I know many of you are thinking, well, that’s nice, but I can’t do that. I thought that too. Two years ago I was working as an engineer and Andrew was at an animation firm in DC too. We had friends just get back from a trip to Asia. Someone posted on their photo album (which was breathtaking) that it was so fun to live vicariously through their pictures, but that they could never afford to go on such an adventure. I didn’t say anything, but I agreed at the time, I could never do that, I had student loans to payback and rent in DC was astronomical! My traveling friend responded that anyone could go, you just have to be creative. Now I realize it wasn’t that I couldn’t, it was just that it wasn’t a priority for me. At the time, establishing myself in my career and getting a handle on my post college financial situation was my priority. Not two years since then, when Andrew got the job in Auckland, my priorities had changed.

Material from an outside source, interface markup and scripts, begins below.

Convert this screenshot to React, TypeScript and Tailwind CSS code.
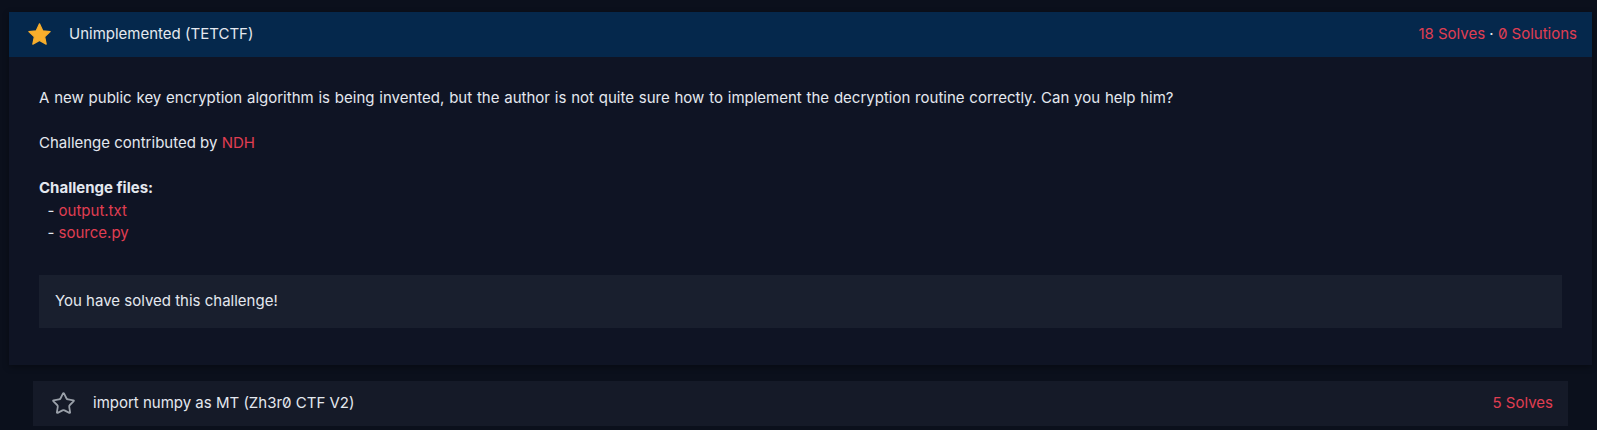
import { Star } from 'lucide-react';

const FONT = "font-['Inter','Noto_Sans',sans-serif]";

function SolvedStar() {
  return (
    <svg width="25" height="25" viewBox="0 0 24 24" className="shrink-0">
      <path
        d="M12 1.8l3.1 6.6 7.1.8-5.3 4.9 1.5 7.1L12 17.6l-6.4 3.6 1.5-7.1L1.8 9.2l7.1-.8z"
        fill="#f8ae2c"
        stroke="#f8ae2c"
        strokeWidth="1.2"
        strokeLinejoin="round"
      />
    </svg>
  );
}

export default function App() {
  return (
    <div className={`min-h-[430px] bg-[#0b101c] pt-[12px] pl-[9px] pr-[5px] text-[15px] slashed-zero ${FONT}`}>
      <div className="bg-[#0f1424] shadow-[0_2px_6px_rgba(0,0,0,0.35)]">
        <div className="h-[45px] bg-[#05284c] flex items-center pl-[18px] pr-[15px]">
          <SolvedStar />
          <span className="ml-[17px] text-[#e4e8ef]">Unimplemented (TETCTF)</span>
          <span className="ml-auto text-[#e03e52]">
            18 Solves <span className="text-[#e8eef5]">·</span> 0 Solutions
          </span>
        </div>

        <div className="px-[30px] pt-[30px] pb-[37px] text-[#e4e8ef] leading-[22.5px]">
          <p className="[word-spacing:0.6px]">
            A new public key encryption algorithm is being invented, but the author is not quite sure how to implement the decryption routine correctly. Can you help him?
          </p>
          <p className="mt-[22.5px]">
            Challenge contributed by <span className="text-[#e03e52]">NDH</span>
          </p>
          <div className="mt-[22.5px]">
            <p className="font-bold">Challenge files:</p>
            <p>&nbsp; - <span className="text-[#e03e52]">output.txt</span></p>
            <p>&nbsp; - <span className="text-[#e03e52]">source.py</span></p>
          </div>

          <div className="mt-[30px] h-[53px] bg-[#191f2e] flex items-center px-[16px]">
            You have solved this challenge!
          </div>
        </div>
      </div>

      <div className="mt-[16px] ml-[24px] mr-[24px] h-[45px] bg-[#151a28] flex items-center pl-[18px] pr-[15px] text-[#e4e8ef]">
        <Star size={25} strokeWidth={1.7} className="text-[#9aa0a9] shrink-0" />
        <span className="ml-[17px]">import numpy as MT (Zh3r0 CTF V2)</span>
        <span className="ml-auto text-[#e03e52]">5 Solves</span>
      </div>
    </div>
  );
}
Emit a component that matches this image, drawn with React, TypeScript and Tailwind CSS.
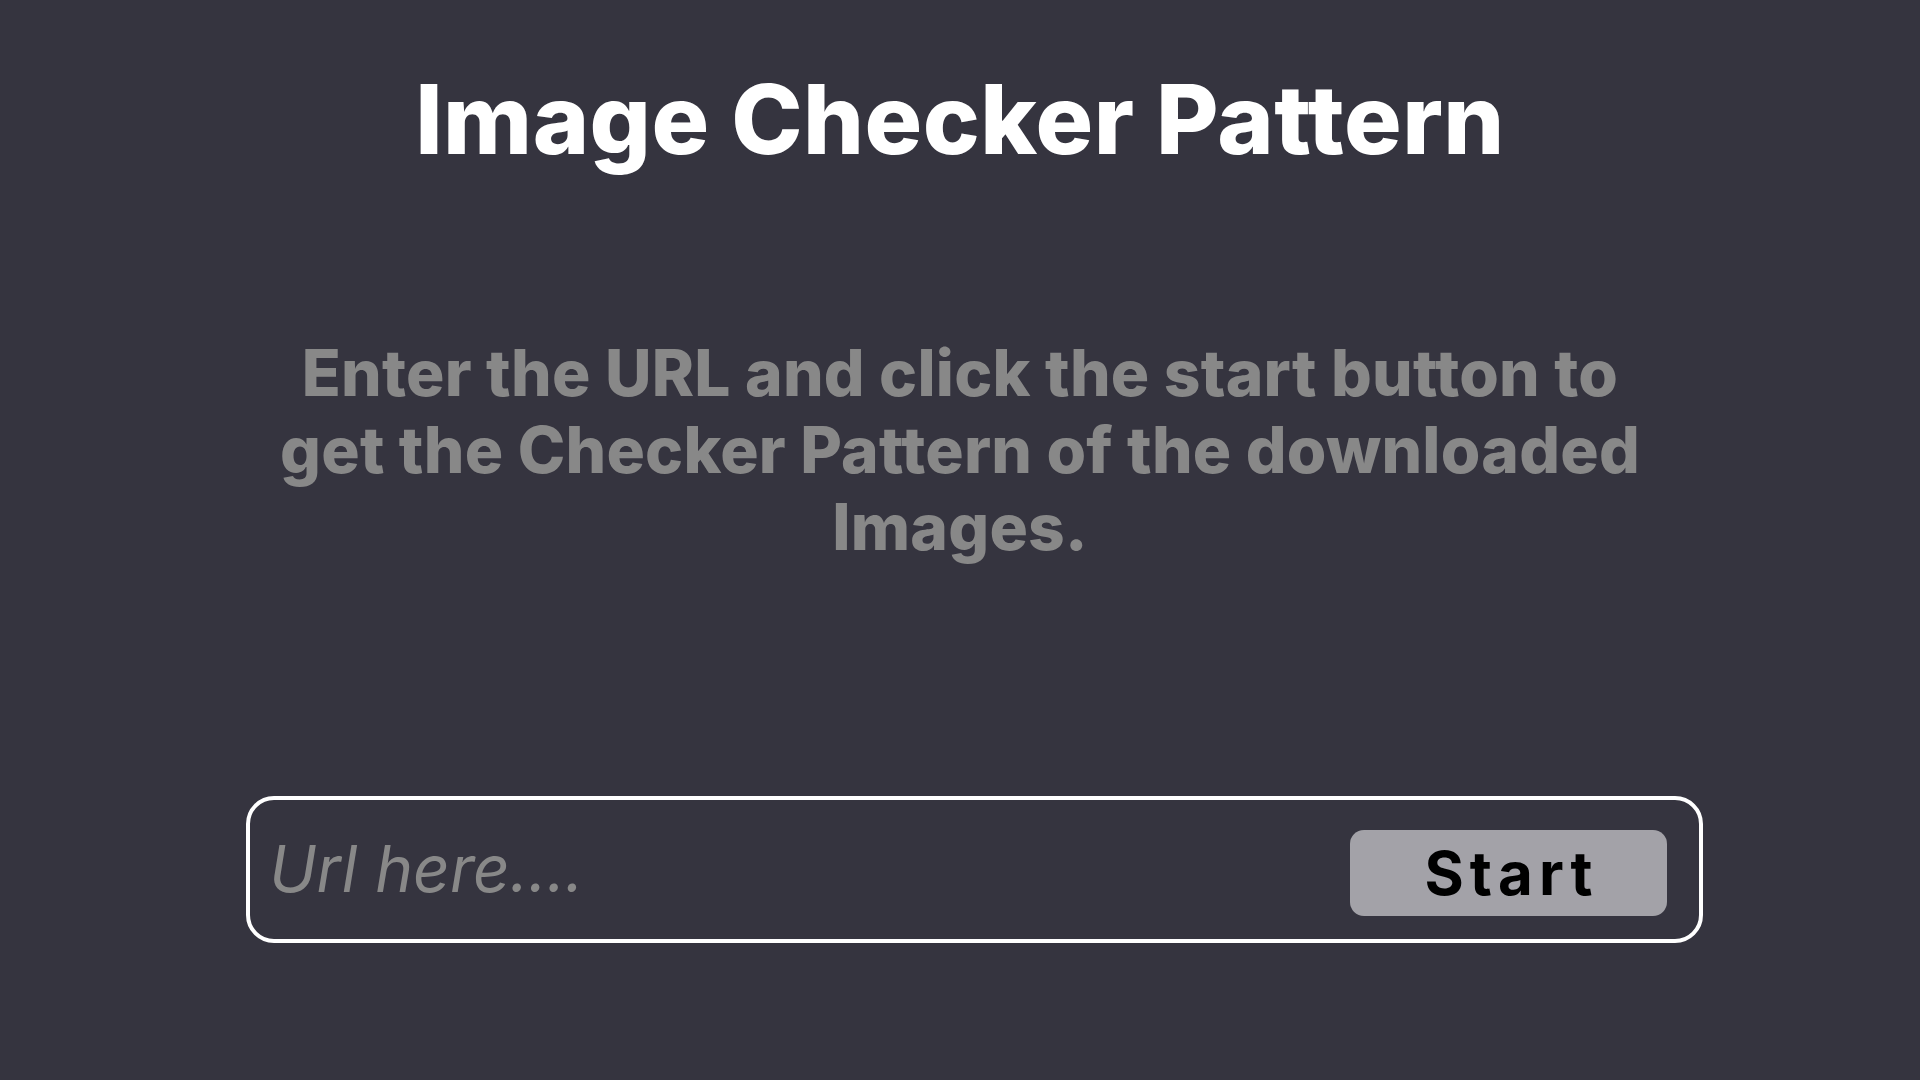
import React from "react";

export default function App() {
  return (
    <div
      className="w-full min-h-[1080px] bg-[#35343f] flex flex-col items-center"
      style={{ fontFamily: "Inter, 'Noto Sans', sans-serif" }}
    >
      <h1 className="mt-[71px] text-[96px] leading-[96px] font-extrabold text-white tracking-[0.5px] [font-variant-ligatures:none]">
        Image Checker Pattern
      </h1>
      <p className="mt-[167px] max-w-[1400px] text-center text-[64px] leading-[77px] font-extrabold text-[#888888] tracking-[0.25px] [font-variant-ligatures:none]">
        Enter the URL and click the start button to get the Checker Pattern of the downloaded Images.
      </p>
      <div className="w-full mt-[231px] pl-[246px]">
        <div className="w-[1457px] h-[147px] border-[4px] border-white rounded-[28px] flex items-start pl-[19px] pr-[32px]">
          <input
            type="text"
            placeholder="Url here...."
            className="flex-1 mt-[26px] h-[86px] bg-transparent outline-none text-[64px] italic text-white placeholder:text-[#888888]"
            style={{ fontFamily: "Inter, 'Noto Sans', sans-serif" }}
          />
          <button
            className="mt-[30px] w-[317px] h-[86px] rounded-[14px] bg-[#a3a2a8] text-black text-[60px] font-bold tracking-[6px] pl-[6px] flex items-center justify-center"
            style={{ fontFamily: "Inter, 'Noto Sans', sans-serif" }}
          >
            Start
          </button>
        </div>
      </div>
    </div>
  );
}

I think a lot of what makes living abroad and moving to a new part of the country so exciting is the challenge of it. But at the same time, that same courage that it takes to leave everything you know behind and start somewhere new is exactly the kind of courage it takes to be successful in your new locale.
Take one step at a time.
When I was growing up my good friend and I made a pact. When we were sixty-nine years old we would both travel to the South Pacific together before we got “too old”. No matter our relationship status, our jobs, how well we kept in touch or financial situations, we would make it work. Then, about three years ago when I was working in the gift shop at the Smithsonian in Washington D.C. two elderly Australian woman came up to the counter to purchase some postcards. They immediately reminded me of what I expected my friend and I’d be like when we visited Australia before we both turned 70. We got to chatting a bit and I told them that my friend and I were going to visit, we made a pact to go when we were both sixty-nine. Their demeanor changed from “nice old ladies” to “stern lecturers” and they insisted I go now. Don’t wait another day, make it work. Do it while you’re young.
Here is the predicament of the young and old. When we’re young, we have all this energy and enthusiasm but no money. We can tolerate a 15 hour plane ride, but we can’t afford one. As you go through life, you earn more money and you have even less time and less energy, more responsibility and while a trip to a far off land is still a great idea, it’s much more difficult. Why do you think you don’t see many seniors filling the bunks in the hostels? Life is a journey, and everyone gets one shot at making the most of it. There are some things in life worth striving for. For me, that’s travel. I am so much happier working a dinky retail job barely able to afford a rental car for a weekend rendezvous than I would have been buying a new house or car and meeting the traditional mid-late 20’s milestones. I have some friends who are incredibly happy getting married, buying a house and living life to the fullest within their community of friends and family. While it’s appealing to part of me, it’s just not the life I want. At least, not yet. I don’t think anything will quench my travel bug but a sunrise in Vietnam, a bushwalk through Borneo and a good beer in Munich.
So to anyone who wants my advice? Well, how important is travel to you? What will you regret more? Not taking that risk, or spending your last penny for a chai tea in India?